Failing drugs deliver a dose of danger
Experts warn of a 'post-antibiotic apocalypse' as study paints a shocking picture of resistance to medicine
Antibiotics are now failing to work in a fifth of patients who suffer an infection after hospital surgery, according to the first major study investigating the crisis.
The global research, published by the Lancet, found that one in eight patients undergoing common procedures such as appendix removal developed an infection while recovering. And 22% of cases were found to be resistant to the antibiotics that should have protected them.
The study, led by the University of Edinburgh, tracked more than 13,000 patients in 66 countries who were having gastrointestinal surgery.
The new research – the first such detailed study to track the subject on such a scale – found levels of antibiotic resistance were highest in the poorest countries, where they were most frequently doled out.In such countries, almost a quarter of patients developed an infection, and 36% of these were found to be resistant to drugs.
While the figures were lower in more affluent parts of the world, including the UK, high-income countries still saw almost one in 10 patients undergoing such operations end up with an infection.
And of those, 17% were found to be antibiotic-resistant.
Lead researcher Dr Ewen Harrison said resistance across the globe was being fuelled by high levels of over-prescribing, especially in developing countries.

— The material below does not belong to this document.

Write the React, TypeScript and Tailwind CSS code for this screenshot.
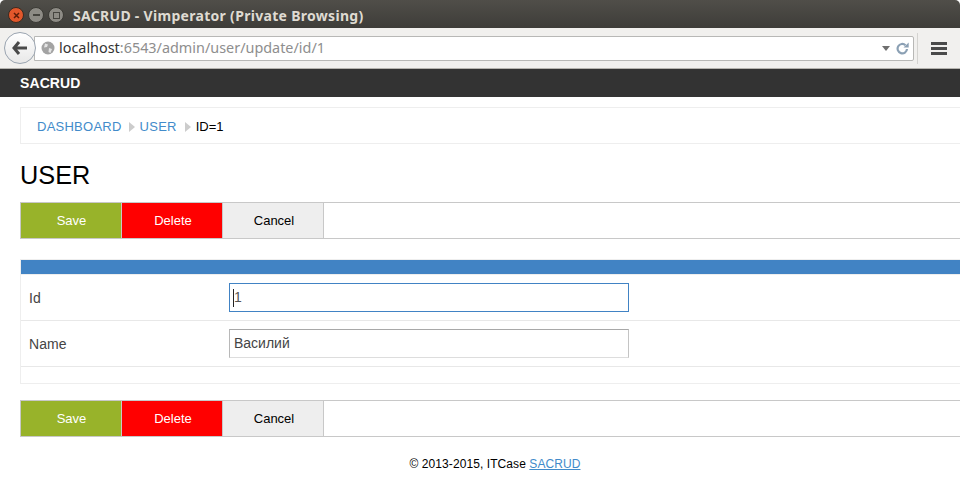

“We really should be worried about this. We need to be much smarter about only using antibiotics when they are needed, not as a precaution. These organisms are not confined by country borders, so it takes global action to address this,” he added.Despite major concerns about the spread of antibiotic resistance, until now there was a lack of detailed evidence examining links between prescribing habits and antibiotic resistance globally, he said.
In October, Dame Sally Davies, the chief medical officer for England, warned that Britain could face a “post-antibiotic apocalypse”, without swift action to cut needless use of such drugs.
It came as health officials launched a national campaign urging patients not to demand antibiotics, as part of global efforts to restrict use of the drugs.
The chief medical officer said patients often thought GPs were “being mean” when they refused them drugs, when in fact they were doing their best to conserve the antibiotics, so they are still available when they are truly needed.
If antibiotics lose their effectiveness it will spell “the end of modern medicine”, said Dame Sally, who added that global action to cut antibiotic use had been far too slow.